▶ TASK GOAL:
Faithfully return all lines, omitting every embedded picture.

▶ DATA LISTING:
---
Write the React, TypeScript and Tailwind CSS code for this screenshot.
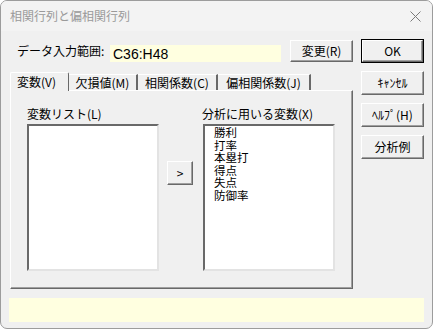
import React from 'react'

const font = { fontFamily: '"Noto Sans CJK JP", "Noto Sans", sans-serif' }

// classic raised 3D button
function Btn({ label, def = false, className = '' }: { label: string; def?: boolean; className?: string }) {
  return (
    <div className={`${def ? 'border border-black' : ''} ${className}`}>
      <div className="h-full w-full flex items-center justify-center border border-t-white border-l-white border-r-[#696969] border-b-[#696969] shadow-[inset_-1px_-1px_0_#a0a0a0] bg-[#f0f0f0] text-[12px] leading-[14px] text-black">
        {label}
      </div>
    </div>
  )
}

function ListBox({ items = [] }: { items?: string[] }) {
  return (
    <div className="w-[132px] h-[147px] bg-white border-2 border-t-[#696969] border-l-[#696969] border-r-[#e3e3e3] border-b-[#e3e3e3] pl-[9px] pt-0">
      {items.map(it => (
        <div key={it} className="text-[11.5px] leading-[12.5px] text-black">{it}</div>
      ))}
    </div>
  )
}

export default function App() {
  const tabs = [
    { label: '欠損値(M)', w: 'w-[69px]' },
    { label: '相関係数(C)', w: 'w-[80px]' },
    { label: '偏相関係数(J)', w: 'w-[93px]' },
  ]

  return (
    <div style={font} className="w-[433px] h-[329px] bg-[#f0f0f0] border border-[#9c9c9c] rounded-[7px] overflow-hidden flex flex-col">
      {/* ================= TITLE BAR ================= */}
      <div className="h-[30px] flex items-center justify-between pl-[9px] pr-[10px] bg-[#f3f3f3]">
        <span className="text-[12px] leading-[14px] text-[#9a9a9a]">相関行列と偏相関行列</span>
        <svg width="11" height="11" viewBox="0 0 11 11" className="mr-[1px]">
          <path d="M0.5 0.5 L10.5 10.5 M10.5 0.5 L0.5 10.5" stroke="#7a7a7a" strokeWidth="1" />
        </svg>
      </div>

      {/* ================= BODY ================= */}
      <div className="flex pl-[9px]">
        <div className="w-[343px]">
          <div className="mt-[9px] h-[22px] flex items-center">
            <span className="pl-[7px] w-[100px] text-[12px] leading-[14px] text-black">データ入力範囲:</span>
            <div className="w-[171px] h-[17px] mt-[5px] bg-[#ffffe0] flex items-center pl-[3px]">
              <span style={{ fontFamily: '"Liberation Sans", sans-serif' }} className="text-[14px] leading-[14px] text-black">C36:H48</span>
            </div>
            <Btn label="変更(R)" className="ml-auto w-[63px] h-[22px]" />
          </div>

          {/* ================= TABS ================= */}
          <div className="mt-[10px] h-[18px] flex items-end relative z-10">
            <div className="h-[19px] -mb-[1px] w-[59px] bg-[#f0f0f0] border border-b-0 border-t-white border-l-white border-r-[#696969] rounded-t-[2px] flex items-center pl-[6px] text-[12px] leading-[14px] text-black">
              変数(V)
            </div>
            {tabs.map(t => (
              <div key={t.label} className={`${t.w} h-[16px] border-r-2 border-r-[#696969] border-t border-t-white flex items-center justify-center text-[12px] leading-[14px] text-black`}>
                {t.label}
              </div>
            ))}
          </div>

          {/* ================= PANEL ================= */}
          <div className="h-[199px] border border-t-white border-l-white border-r-[#696969] border-b-[#696969] shadow-[inset_-1px_-1px_0_#a0a0a0] pl-[16px] pt-[16px]">
            <div className="flex">
              <div>
                <div className="text-[12px] leading-[14px] text-black mb-[3px]">変数リスト(L)</div>
                <ListBox />
              </div>
              <div className="ml-[8px] mr-[10px] pt-[54px]">
                <Btn label=">" className="w-[26px] h-[24px]" />
              </div>
              <div>
                <div className="text-[12px] leading-[14px] text-black mb-[3px] -ml-[1px]">分析に用いる変数(X)</div>
                <ListBox items={['勝利', '打率', '本塁打', '得点', '失点', '防御率']} />
              </div>
            </div>
          </div>
        </div>

        {/* ================= RIGHT BUTTONS ================= */}
        <div className="ml-[8px] mt-[8px] w-[63px] flex flex-col gap-[8px]">
          <Btn label="OK" def className="h-[24px]" />
          <Btn label="ｷｬﾝｾﾙ" className="h-[24px]" />
          <Btn label="ﾍﾙﾌﾟ(H)" className="h-[24px]" />
          <Btn label="分析例" className="h-[24px]" />
        </div>
      </div>

      {/* ================= STATUS BAR ================= */}
      <div className="mt-[9px] mx-[8px] h-[24px] bg-[#ffffe0]" />
    </div>
  )
}
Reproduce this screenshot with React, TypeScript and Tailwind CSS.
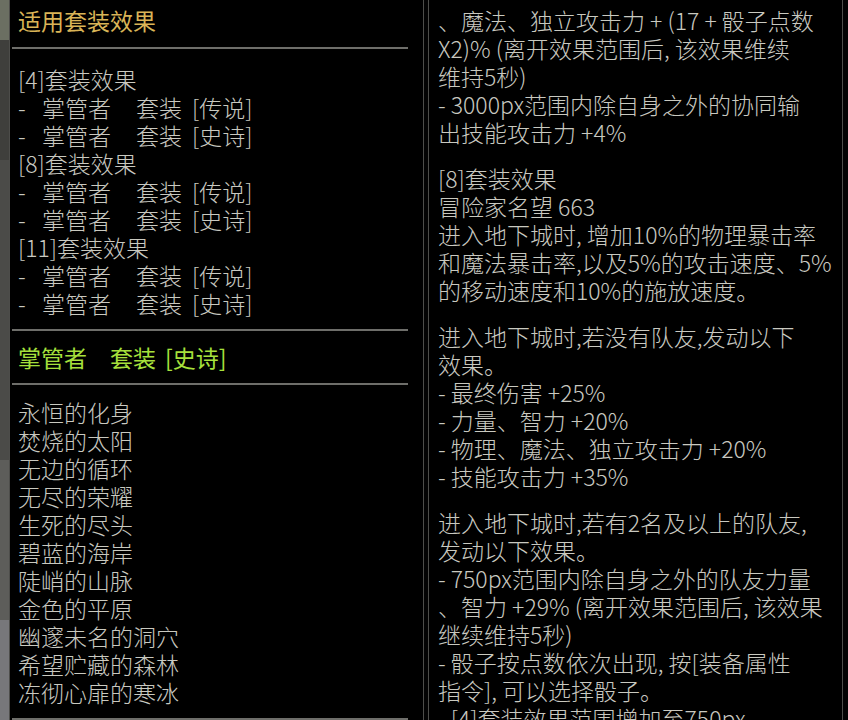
---
▶ COMPLETE OUTPUT:
Write the React, TypeScript and Tailwind CSS code for this screenshot.
import React from 'react'

const font = { fontFamily: '"Noto Sans CJK JP", "Noto Sans", sans-serif' }

// classic raised 3D button
function Btn({ label, def = false, className = '' }: { label: string; def?: boolean; className?: string }) {
  return (
    <div className={`${def ? 'border border-black' : ''} ${className}`}>
      <div className="h-full w-full flex items-center justify-center border border-t-white border-l-white border-r-[#696969] border-b-[#696969] shadow-[inset_-1px_-1px_0_#a0a0a0] bg-[#f0f0f0] text-[12px] leading-[14px] text-black">
        {label}
      </div>
    </div>
  )
}

function ListBox({ items = [] }: { items?: string[] }) {
  return (
    <div className="w-[132px] h-[147px] bg-white border-2 border-t-[#696969] border-l-[#696969] border-r-[#e3e3e3] border-b-[#e3e3e3] pl-[9px] pt-0">
      {items.map(it => (
        <div key={it} className="text-[11.5px] leading-[12.5px] text-black">{it}</div>
      ))}
    </div>
  )
}

export default function App() {
  const tabs = [
    { label: '欠損値(M)', w: 'w-[69px]' },
    { label: '相関係数(C)', w: 'w-[80px]' },
    { label: '偏相関係数(J)', w: 'w-[93px]' },
  ]

  return (
    <div style={font} className="w-[433px] h-[329px] bg-[#f0f0f0] border border-[#9c9c9c] rounded-[7px] overflow-hidden flex flex-col">
      {/* ================= TITLE BAR ================= */}
      <div className="h-[30px] flex items-center justify-between pl-[9px] pr-[10px] bg-[#f3f3f3]">
        <span className="text-[12px] leading-[14px] text-[#9a9a9a]">相関行列と偏相関行列</span>
        <svg width="11" height="11" viewBox="0 0 11 11" className="mr-[1px]">
          <path d="M0.5 0.5 L10.5 10.5 M10.5 0.5 L0.5 10.5" stroke="#7a7a7a" strokeWidth="1" />
        </svg>
      </div>

      {/* ================= BODY ================= */}
      <div className="flex pl-[9px]">
        <div className="w-[343px]">
          <div className="mt-[9px] h-[22px] flex items-center">
            <span className="pl-[7px] w-[100px] text-[12px] leading-[14px] text-black">データ入力範囲:</span>
            <div className="w-[171px] h-[17px] mt-[5px] bg-[#ffffe0] flex items-center pl-[3px]">
              <span style={{ fontFamily: '"Liberation Sans", sans-serif' }} className="text-[14px] leading-[14px] text-black">C36:H48</span>
            </div>
            <Btn label="変更(R)" className="ml-auto w-[63px] h-[22px]" />
          </div>

          {/* ================= TABS ================= */}
          <div className="mt-[10px] h-[18px] flex items-end relative z-10">
            <div className="h-[19px] -mb-[1px] w-[59px] bg-[#f0f0f0] border border-b-0 border-t-white border-l-white border-r-[#696969] rounded-t-[2px] flex items-center pl-[6px] text-[12px] leading-[14px] text-black">
              変数(V)
            </div>
            {tabs.map(t => (
              <div key={t.label} className={`${t.w} h-[16px] border-r-2 border-r-[#696969] border-t border-t-white flex items-center justify-center text-[12px] leading-[14px] text-black`}>
                {t.label}
              </div>
            ))}
          </div>

          {/* ================= PANEL ================= */}
          <div className="h-[199px] border border-t-white border-l-white border-r-[#696969] border-b-[#696969] shadow-[inset_-1px_-1px_0_#a0a0a0] pl-[16px] pt-[16px]">
            <div className="flex">
              <div>
                <div className="text-[12px] leading-[14px] text-black mb-[3px]">変数リスト(L)</div>
                <ListBox />
              </div>
              <div className="ml-[8px] mr-[10px] pt-[54px]">
                <Btn label=">" className="w-[26px] h-[24px]" />
              </div>
              <div>
                <div className="text-[12px] leading-[14px] text-black mb-[3px] -ml-[1px]">分析に用いる変数(X)</div>
                <ListBox items={['勝利', '打率', '本塁打', '得点', '失点', '防御率']} />
              </div>
            </div>
          </div>
        </div>

        {/* ================= RIGHT BUTTONS ================= */}
        <div className="ml-[8px] mt-[8px] w-[63px] flex flex-col gap-[8px]">
          <Btn label="OK" def className="h-[24px]" />
          <Btn label="ｷｬﾝｾﾙ" className="h-[24px]" />
          <Btn label="ﾍﾙﾌﾟ(H)" className="h-[24px]" />
          <Btn label="分析例" className="h-[24px]" />
        </div>
      </div>

      {/* ================= STATUS BAR ================= */}
      <div className="mt-[9px] mx-[8px] h-[24px] bg-[#ffffe0]" />
    </div>
  )
}
Reproduce this screenshot with React, TypeScript and Tailwind CSS.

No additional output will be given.